The primacy of the map, in this tradition, is why Inform had a map index much earlier in its development than it had a scene index: charting the space, together with its doors and access points, was understood as more critical (and also easier to do programmatically) than diagramming a CYOA-style node structure.
Classic text adventures rarely experimented with treating space as continuous rather than room-based, even though the possibility of doing so cropped up in discussion at least as early as 1991, with another discussion in 1996. Some of that may have had to do with technical challenges, genre convention, and the relative difficulty of expressing quantitative information in prose. But I suspect another major factor was simply that the room-based approach to map design offered a lot of leverage in controlling which parts of the story the player saw at a time. Games such as Ether that allow for very free movement through a highly connected volume have to rely on alternative methods to control narrative presentation, or else have story content that can safely be encountered in any order.
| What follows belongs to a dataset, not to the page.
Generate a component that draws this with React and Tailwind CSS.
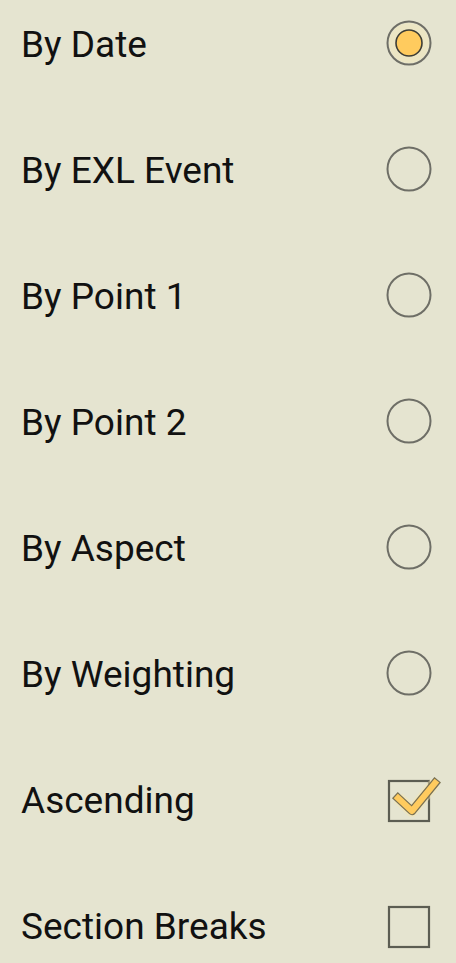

In classic parser IF design, the companion of the map was the puzzle dependency chart. Puzzle dependency charts showed which barriers had to be crossed before which others; maps represented how this manifested in physical space.
In most parser IF, not all of the map is available at once, and the player has to solve puzzles to open particular areas, whether by unlocking a door, getting past a guard, throwing light on a dark room, etc.: many of the classic IF puzzles reward the player with access to new spaces, though there are many different ways of setting up the challenge initially.
That progression of spatial access was typically what let the author control the difficulty curve (only give the players puzzles that they’ve proven they’re ready for) and the plot reveals (put the more important clues deeper in the map). Often, reaching a particular location, or reaching it under particular circumstances, or interacting with an object there, would serve to trigger dramatic scenes marking a major advancement in the story.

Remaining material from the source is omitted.